# Mercury 9.9 bigfoot vs yamaha t9.9 high thrust



## bigeye_101 (Nov 9, 2011)

Going to buy a kicker motor for next season. Was wanting to get anybodys experience with either of these motors. Do you need a high thrust motor on 21' walkaround? Also any imput on best options for mounting brackects. Any info would be greatly appreciated.


----------



## eyedreamn (Jun 12, 2011)

Bigeye 


I had a 2011 merc pro kicker. It was the loudest, most cold blooded animal I ever owned. I had a hell of a time trolling with it. It was constantly throttling up and down. I had it at the dealer a few times.

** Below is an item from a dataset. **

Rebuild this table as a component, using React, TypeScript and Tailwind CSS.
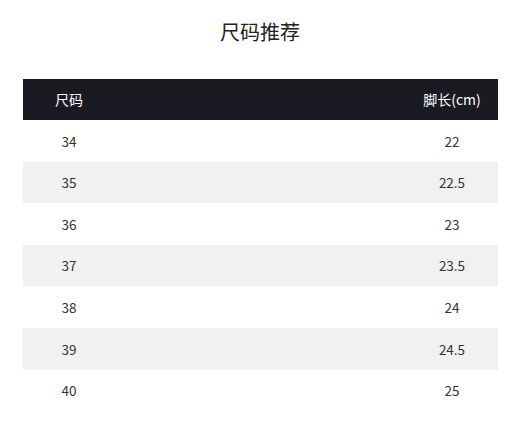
import React from "react";

const rows: [string, string][] = [
  ["34", "22"],
  ["35", "22.5"],
  ["36", "23"],
  ["37", "23.5"],
  ["38", "24"],
  ["39", "24.5"],
  ["40", "25"],
];

export default function App() {
  return (
    <div
      className="w-[520px] h-[433px] bg-white overflow-hidden"
      style={{ fontFamily: '"Noto Sans CJK SC", "Noto Sans", sans-serif' }}
    >
      <div className="h-[79px] pt-[17px] text-center text-[20px] leading-[30px] text-[#222]">
        尺码推荐
      </div>
      <div className="mx-[23px] w-[475px]">
        <div className="h-[41px] bg-[#1a1a23] flex items-center justify-between text-white text-[14px]">
          <div className="w-[92px] text-center">尺码</div>
          <div className="w-[92px] text-center">脚长(cm)</div>
        </div>
        {rows.map(([a, b], i) => (
          <div
            key={a}
            className={`h-[41.6px] flex items-center justify-between text-[13.5px] text-[#333] ${
              i % 2 === 1 ? "bg-[#f1f1f1]" : "bg-white"
            }`}
          >
            <div className="w-[92px] text-center">{a}</div>
            <div className="w-[92px] text-center">{b}</div>
          </div>
        ))}
      </div>
    </div>
  );
}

I couldn't hear myself think when trolling either. Maybe I just got a bad motor. I know plenty of people happy with their mercs.

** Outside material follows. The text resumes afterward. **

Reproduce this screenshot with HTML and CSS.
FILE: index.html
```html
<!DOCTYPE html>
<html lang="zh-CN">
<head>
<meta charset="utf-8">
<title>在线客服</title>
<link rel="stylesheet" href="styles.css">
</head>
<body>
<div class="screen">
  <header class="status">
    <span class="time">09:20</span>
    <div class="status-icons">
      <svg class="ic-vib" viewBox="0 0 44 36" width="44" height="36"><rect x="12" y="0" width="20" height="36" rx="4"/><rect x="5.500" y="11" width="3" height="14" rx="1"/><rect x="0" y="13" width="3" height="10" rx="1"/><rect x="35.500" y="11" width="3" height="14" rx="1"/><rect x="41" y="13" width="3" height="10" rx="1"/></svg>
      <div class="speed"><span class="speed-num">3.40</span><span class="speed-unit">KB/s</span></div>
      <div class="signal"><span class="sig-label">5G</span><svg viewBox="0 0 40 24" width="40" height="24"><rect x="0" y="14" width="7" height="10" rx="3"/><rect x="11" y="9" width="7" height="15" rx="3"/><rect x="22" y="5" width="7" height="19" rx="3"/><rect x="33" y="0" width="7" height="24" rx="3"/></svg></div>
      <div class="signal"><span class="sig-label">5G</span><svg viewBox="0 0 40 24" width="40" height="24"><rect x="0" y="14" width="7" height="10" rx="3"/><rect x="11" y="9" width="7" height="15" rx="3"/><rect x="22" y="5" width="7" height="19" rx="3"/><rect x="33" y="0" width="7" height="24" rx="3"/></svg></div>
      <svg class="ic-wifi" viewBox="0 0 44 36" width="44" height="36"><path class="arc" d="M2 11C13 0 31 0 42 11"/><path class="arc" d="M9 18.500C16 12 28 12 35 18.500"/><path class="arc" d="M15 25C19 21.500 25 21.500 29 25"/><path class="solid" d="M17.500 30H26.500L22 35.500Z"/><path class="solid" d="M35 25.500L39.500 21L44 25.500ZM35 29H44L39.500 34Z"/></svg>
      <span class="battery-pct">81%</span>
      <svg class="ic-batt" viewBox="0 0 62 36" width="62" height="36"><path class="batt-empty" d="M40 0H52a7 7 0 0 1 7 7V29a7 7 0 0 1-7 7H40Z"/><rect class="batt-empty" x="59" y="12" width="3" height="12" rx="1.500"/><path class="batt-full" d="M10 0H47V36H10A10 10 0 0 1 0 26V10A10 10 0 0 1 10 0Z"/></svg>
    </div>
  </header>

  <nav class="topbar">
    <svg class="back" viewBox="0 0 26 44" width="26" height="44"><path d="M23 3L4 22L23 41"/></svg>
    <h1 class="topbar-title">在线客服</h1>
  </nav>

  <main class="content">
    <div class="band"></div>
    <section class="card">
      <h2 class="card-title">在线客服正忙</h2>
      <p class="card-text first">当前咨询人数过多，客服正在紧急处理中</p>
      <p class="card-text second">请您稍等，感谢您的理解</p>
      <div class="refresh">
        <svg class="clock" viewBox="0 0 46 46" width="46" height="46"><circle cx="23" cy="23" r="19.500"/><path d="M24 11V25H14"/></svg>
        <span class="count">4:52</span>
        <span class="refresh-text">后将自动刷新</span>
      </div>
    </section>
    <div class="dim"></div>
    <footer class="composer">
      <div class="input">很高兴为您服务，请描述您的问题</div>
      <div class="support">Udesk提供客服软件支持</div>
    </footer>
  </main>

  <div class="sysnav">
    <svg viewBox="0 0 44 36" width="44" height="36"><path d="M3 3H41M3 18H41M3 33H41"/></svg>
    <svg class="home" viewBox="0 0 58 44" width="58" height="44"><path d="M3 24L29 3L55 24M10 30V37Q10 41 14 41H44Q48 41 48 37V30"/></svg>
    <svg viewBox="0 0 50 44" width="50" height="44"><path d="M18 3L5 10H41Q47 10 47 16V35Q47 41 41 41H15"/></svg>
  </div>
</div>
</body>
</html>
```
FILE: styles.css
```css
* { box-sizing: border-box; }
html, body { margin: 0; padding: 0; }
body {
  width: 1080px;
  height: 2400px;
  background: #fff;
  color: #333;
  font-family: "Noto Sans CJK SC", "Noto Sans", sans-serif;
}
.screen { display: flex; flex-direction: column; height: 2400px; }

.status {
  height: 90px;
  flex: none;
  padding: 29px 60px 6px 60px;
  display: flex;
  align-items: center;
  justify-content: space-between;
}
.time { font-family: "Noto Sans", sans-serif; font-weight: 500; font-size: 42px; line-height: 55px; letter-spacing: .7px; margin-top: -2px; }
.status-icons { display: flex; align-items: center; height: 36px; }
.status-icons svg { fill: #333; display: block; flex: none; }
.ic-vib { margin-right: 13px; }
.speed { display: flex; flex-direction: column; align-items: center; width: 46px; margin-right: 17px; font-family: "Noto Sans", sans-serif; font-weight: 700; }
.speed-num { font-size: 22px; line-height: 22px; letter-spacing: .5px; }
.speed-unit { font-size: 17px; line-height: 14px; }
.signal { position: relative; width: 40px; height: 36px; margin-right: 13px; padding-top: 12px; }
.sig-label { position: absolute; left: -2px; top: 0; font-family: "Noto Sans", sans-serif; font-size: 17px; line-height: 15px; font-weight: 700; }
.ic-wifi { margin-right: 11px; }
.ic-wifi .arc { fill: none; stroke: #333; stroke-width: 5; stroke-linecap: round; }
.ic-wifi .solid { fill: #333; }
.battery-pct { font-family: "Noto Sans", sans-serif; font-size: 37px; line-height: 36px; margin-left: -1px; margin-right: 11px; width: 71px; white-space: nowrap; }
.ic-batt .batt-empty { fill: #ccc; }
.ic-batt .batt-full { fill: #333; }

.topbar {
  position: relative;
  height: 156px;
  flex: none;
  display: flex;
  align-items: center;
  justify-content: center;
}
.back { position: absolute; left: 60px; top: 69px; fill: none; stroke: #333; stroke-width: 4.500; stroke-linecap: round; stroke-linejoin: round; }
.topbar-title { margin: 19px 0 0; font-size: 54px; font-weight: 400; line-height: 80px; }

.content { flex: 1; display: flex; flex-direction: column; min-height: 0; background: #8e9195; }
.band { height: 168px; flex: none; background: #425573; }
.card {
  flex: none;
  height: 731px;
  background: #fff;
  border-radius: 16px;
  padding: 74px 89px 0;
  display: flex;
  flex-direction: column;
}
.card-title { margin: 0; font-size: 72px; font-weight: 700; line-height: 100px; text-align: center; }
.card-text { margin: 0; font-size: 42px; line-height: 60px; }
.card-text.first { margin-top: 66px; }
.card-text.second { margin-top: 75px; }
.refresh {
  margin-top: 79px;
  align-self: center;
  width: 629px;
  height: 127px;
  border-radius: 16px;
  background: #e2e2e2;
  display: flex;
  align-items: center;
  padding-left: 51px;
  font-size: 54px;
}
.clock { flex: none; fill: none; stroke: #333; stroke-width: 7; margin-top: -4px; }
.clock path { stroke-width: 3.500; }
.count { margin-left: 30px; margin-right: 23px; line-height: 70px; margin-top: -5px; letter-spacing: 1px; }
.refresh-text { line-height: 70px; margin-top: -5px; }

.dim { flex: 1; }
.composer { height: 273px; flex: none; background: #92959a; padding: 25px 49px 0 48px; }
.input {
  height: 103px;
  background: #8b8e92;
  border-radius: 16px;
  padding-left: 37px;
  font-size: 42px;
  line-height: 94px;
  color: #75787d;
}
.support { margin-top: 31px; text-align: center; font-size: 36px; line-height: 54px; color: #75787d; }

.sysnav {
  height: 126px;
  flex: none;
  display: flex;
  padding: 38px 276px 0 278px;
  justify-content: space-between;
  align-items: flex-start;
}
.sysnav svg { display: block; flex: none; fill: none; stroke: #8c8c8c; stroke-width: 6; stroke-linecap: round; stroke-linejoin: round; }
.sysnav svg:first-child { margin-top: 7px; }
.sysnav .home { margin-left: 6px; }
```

Last spring I bought a 2012 yami t9.9. Let me just tell you, ITS KILLER! The motor trolls so smooth and is so quiet. When its rough its hard for me to tell its even running. I have a throttle controller on it through my autopilot and it trolls down very nice. Starts right up. I wouldn't ever hang another kicker on my rig.

However, I have a mercury pro xs main motor and love it. The kicker just didn't do it for me.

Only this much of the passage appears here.